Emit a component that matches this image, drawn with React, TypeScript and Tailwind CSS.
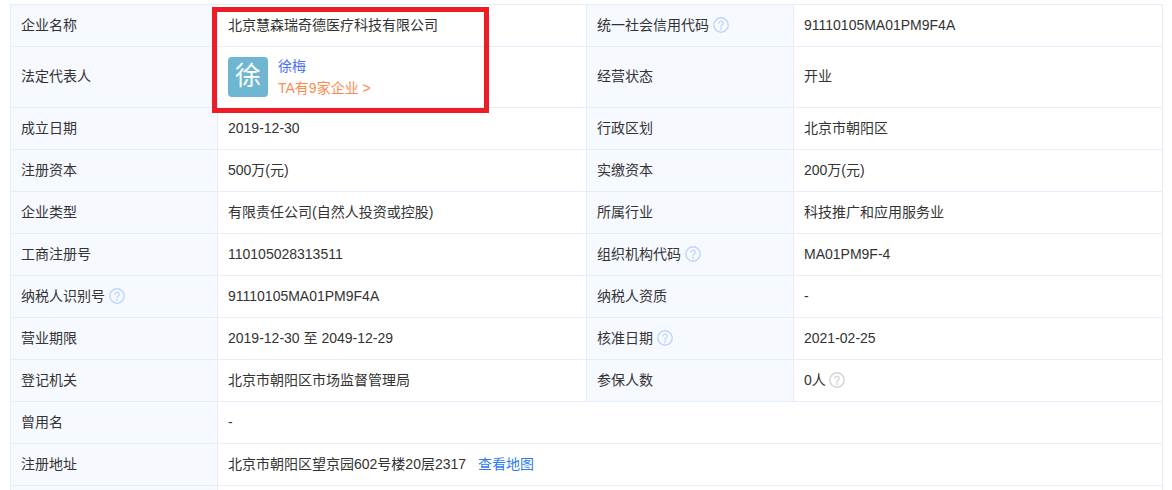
import React from "react";

const HelpIcon = ({ color = "#bfd5f6", className = "ml-[4px]" }: { color?: string; className?: string }) => (
  <svg width="16" height="16" viewBox="0 0 16 16" fill="none" className={`inline-block align-[-3px] ${className}`}>
    <circle cx="8" cy="8" r="7.2" stroke={color} strokeWidth="1.4" />
    <path d="M5.8 6.3a2.2 2.2 0 1 1 3.5 1.8c-.8.6-1.3 1-1.3 2" stroke={color} strokeWidth="1.3" strokeLinecap="round" />
    <circle cx="8" cy="12" r=".9" fill={color} />
  </svg>
);

const Label = ({ children, help }: { children: React.ReactNode; help?: boolean }) => (
  <td className="border border-[#e4edfa] bg-[#f6f9ff] pb-[2px] pl-[10px]">
    {children}
    {help && <HelpIcon />}
  </td>
);

const Value = ({ children, span, flush }: { children: React.ReactNode; span?: number; flush?: boolean }) => (
  <td colSpan={span} className={`border border-[#e4edfa] bg-white pl-[10px] ${flush ? "" : "pb-[2px]"}`}>
    {children}
  </td>
);

const rows: { a: string; aHelp?: boolean; b: string; c: string; cHelp?: boolean; d: string; dHelp?: boolean }[] = [
  { a: "成立日期", b: "2019-12-30", c: "行政区划", d: "北京市朝阳区" },
  { a: "注册资本", b: "500万(元)", c: "实缴资本", d: "200万(元)" },
  { a: "企业类型", b: "有限责任公司(自然人投资或控股)", c: "所属行业", d: "科技推广和应用服务业" },
  { a: "工商注册号", b: "110105028313511", c: "组织机构代码", cHelp: true, d: "MA01PM9F-4" },
  { a: "纳税人识别号", aHelp: true, b: "91110105MA01PM9F4A", c: "纳税人资质", d: "-" },
  { a: "营业期限", b: "2019-12-30 至 2049-12-29", c: "核准日期", cHelp: true, d: "2021-02-25" },
  { a: "登记机关", b: "北京市朝阳区市场监督管理局", c: "参保人数", d: "0人", dHelp: true },
];

export default function App() {
  return (
    <div className="relative h-[490px] w-[1172px] overflow-hidden bg-white pl-[10px] pt-1 font-['Liberation_Sans','Noto_Sans_CJK_SC',sans-serif] text-sm text-[#333]">
      <table className="w-[1152px] table-fixed border-collapse">
        <colgroup>
          <col className="w-[207px]" />
          <col className="w-[369px]" />
          <col className="w-[207px]" />
          <col className="w-[369px]" />
        </colgroup>
        <tbody>
          <tr className="h-[42px]">
            <Label>企业名称</Label>
            <Value>北京慧森瑞奇德医疗科技有限公司</Value>
            <Label help>统一社会信用代码</Label>
            <Value>91110105MA01PM9F4A</Value>
          </tr>
          <tr className="h-[61px]">
            <Label>法定代表人</Label>
            <Value flush>
              <div className="flex items-center gap-[10px]">
                <div className="flex h-10 w-10 items-center justify-center rounded-[4px] bg-[#6eb6d1] text-[26px] text-white">徐</div>
                <div className="flex flex-col gap-[3px]">
                  <span className="leading-[19px] text-[#4a6ef5]">徐梅</span>
                  <span className="leading-[19px] text-[#ff8a50]">TA有9家企业 &gt;</span>
                </div>
              </div>
            </Value>
            <Label>经营状态</Label>
            <Value>开业</Value>
          </tr>
          {rows.map((r) => (
            <tr key={r.a} className="h-[42px]">
              <Label help={r.aHelp}>{r.a}</Label>
              <Value>{r.b}</Value>
              <Label help={r.cHelp}>{r.c}</Label>
              <Value>
                {r.d}
                {r.dHelp && <HelpIcon color="#d2d2d2" className="ml-[3px]" />}
              </Value>
            </tr>
          ))}
          <tr className="h-[42px]">
            <Label>曾用名</Label>
            <Value span={3}>-</Value>
          </tr>
          <tr className="h-[42px]">
            <Label>注册地址</Label>
            <Value span={3}>
              北京市朝阳区望京园602号楼20层2317
              <span className="ml-[12px] text-[#2f7bf0]">查看地图</span>
            </Value>
          </tr>
          <tr className="h-[42px]">
            <Label>&nbsp;</Label>
            <Value span={3}>&nbsp;</Value>
          </tr>
        </tbody>
      </table>
      {/* red annotation drawn over the screenshot */}
      <div className="absolute left-[212px] top-[7px] h-[106px] w-[277px] border-[5px] border-[#ee1c25]" />
    </div>
  );
}
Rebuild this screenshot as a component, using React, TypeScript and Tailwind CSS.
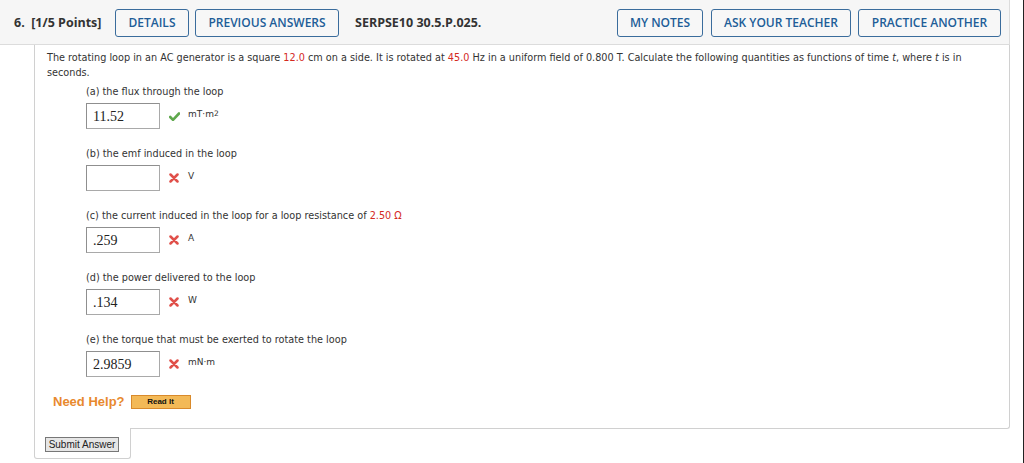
import React from "react";

const body = { fontFamily: '"DejaVu Sans", Verdana, sans-serif' };

function Check() {
  return (
    <svg width="11" height="9" viewBox="0 0 11 9" className="block">
      <path d="M1.2 5 L4 7.8 L10 1.5" fill="none" stroke="#5fa84d" strokeWidth="2.6" strokeLinecap="round" strokeLinejoin="round" />
    </svg>
  );
}

function Cross() {
  return (
    <svg width="10" height="10" viewBox="0 0 10 10" className="block">
      <path d="M1.5 1.5 L8.5 8.5 M8.5 1.5 L1.5 8.5" fill="none" stroke="#e0504a" strokeWidth="2.5" strokeLinecap="round" />
    </svg>
  );
}

type Item = { label: React.ReactNode; value: string; ok: boolean; unit: React.ReactNode };

const items: Item[] = [
  { label: "(a) the flux through the loop", value: "11.52", ok: true, unit: <span>mT·m<sup className="text-[7.5px] relative -top-[1px]">2</sup></span> },
  { label: "(b) the emf induced in the loop", value: "", ok: false, unit: "V" },
  {
    label: (
      <span>
        (c) the current induced in the loop for a loop resistance of <span className="text-[#d42a1f]">2.50 Ω</span>
      </span>
    ),
    value: ".259",
    ok: false,
    unit: "A",
  },
  { label: "(d) the power delivered to the loop", value: ".134", ok: false, unit: "W" },
  { label: "(e) the torque that must be exerted to rotate the loop", value: "2.9859", ok: false, unit: "mN·m" },
];

function HeaderButton({ children, w }: { children: React.ReactNode; w: string }) {
  return (
    <div
      className={`${w} h-[28px] flex items-center justify-center border border-[#3a6c9c] rounded-[3px] text-[#215d97] text-[12px] font-semibold bg-[#f7f7f7]`}
      style={{ fontFamily: '"Open Sans", sans-serif' }}
    >
      {children}
    </div>
  );
}

export default function App() {
  return (
    <div className="w-[1024px] h-[463px] bg-white overflow-hidden flex">
      <div className="w-[1010px] flex flex-col">
        <div
          className="h-[45px] shrink-0 bg-[#f6f6f6] border-b border-r border-[#dcdcdc] flex items-center pt-[2px] pl-[14px] pr-[8px]"
          style={{ fontFamily: '"Open Sans", sans-serif' }}
        >
          <div className="text-[12.5px] font-bold text-[#333] w-[101px]">6.&nbsp; [1/5 Points]</div>
          <HeaderButton w="w-[74px]">DETAILS</HeaderButton>
          <div className="w-[6px]" />
          <HeaderButton w="w-[144px]">PREVIOUS ANSWERS</HeaderButton>
          <div className="ml-[16px] text-[12.5px] font-bold text-[#333]">SERPSE10 30.5.P.025.</div>
          <div className="flex-1" />
          <HeaderButton w="w-[86px]">MY NOTES</HeaderButton>
          <div className="w-[8px]" />
          <HeaderButton w="w-[140px]">ASK YOUR TEACHER</HeaderButton>
          <div className="w-[7px]" />
          <HeaderButton w="w-[143px]">PRACTICE ANOTHER</HeaderButton>
        </div>

        <div className="ml-[34px] flex flex-col">
          <div className="border-l border-r border-b border-[#d0d0d0] rounded-br-[3px] pl-[12px] pt-[5px] pb-[19px] text-[#333]" style={body}>
            <p className="text-[9.7px] leading-[15px] pr-[30px]">
              The rotating loop in an AC generator is a square <span className="text-[#d42a1f]">12.0</span> cm on a side. It is rotated at{" "}
              <span className="text-[#d42a1f]">45.0</span> Hz in a uniform field of 0.800 T. Calculate the following quantities as functions of time{" "}
              <i>t</i>, where <i>t</i> is in seconds.
            </p>
            <div className="pl-[39px] mt-[5px]">
              {items.map((it, i) => (
                <div key={i} className="mb-[18px]">
                  <div className="text-[9.7px] leading-[14px] h-[14px] whitespace-nowrap">{it.label}</div>
                  <div className="mt-[4px] h-[26px] flex items-center">
                    <div
                      className="w-[74px] h-[26px] border border-[#a9a9a9] border-t-[#8f8f8f] border-l-[#8f8f8f] bg-white flex items-center pl-[6px] text-[14px] text-[#222]"
                      style={{ fontFamily: '"Liberation Serif", serif' }}
                    >
                      {it.value}
                    </div>
                    <div className="ml-[7px] w-[14px] flex justify-center">{it.ok ? <Check /> : <Cross />}</div>
                    <div className={`${it.ok ? "ml-[7px] -mt-[3px]" : "ml-[7px] -mt-[2px]"} text-[9px] text-[#333]`}>{it.unit}</div>
                  </div>
                </div>
              ))}
            </div>
            <div className="flex items-center h-[14px] pl-[6px]">
              <span className="text-[13px] font-bold text-[#e8892e]" style={{ fontFamily: '"Liberation Sans", Arial, sans-serif' }}>
                Need Help?
              </span>
              <div
                className="ml-[6px] w-[60px] h-[14px] bg-[#f3b957] border border-[#d98a2b] flex items-center justify-center text-[8px] font-bold text-[#111]"
                style={{ fontFamily: '"Liberation Sans", Arial, sans-serif' }}
              >
                Read It
              </div>
            </div>
          </div>
          <div className="-mt-px w-[97px] h-[31px] bg-white border-l border-r border-b border-[#d0d0d0] rounded-b-[3px] pl-[10px] pt-[9px]">
            <div
              className="w-[74px] h-[15px] bg-[#e6e6e6] border border-[#777] flex items-center justify-center text-[10px] text-[#222]"
              style={{ fontFamily: '"Liberation Sans", Arial, sans-serif' }}
            >
              Submit Answer
            </div>
          </div>
        </div>
      </div>
      <div className="flex-1" />
      <div className="w-px bg-[#222]" />
    </div>
  );
}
┄┄┄┄┄┄┄┄┄┄┄┄┄┄┄┄┄┄┄┄
A line counts if it holds the word "React". Work out how many lines in the listing count, and give only that number.

## Output of the exercise
8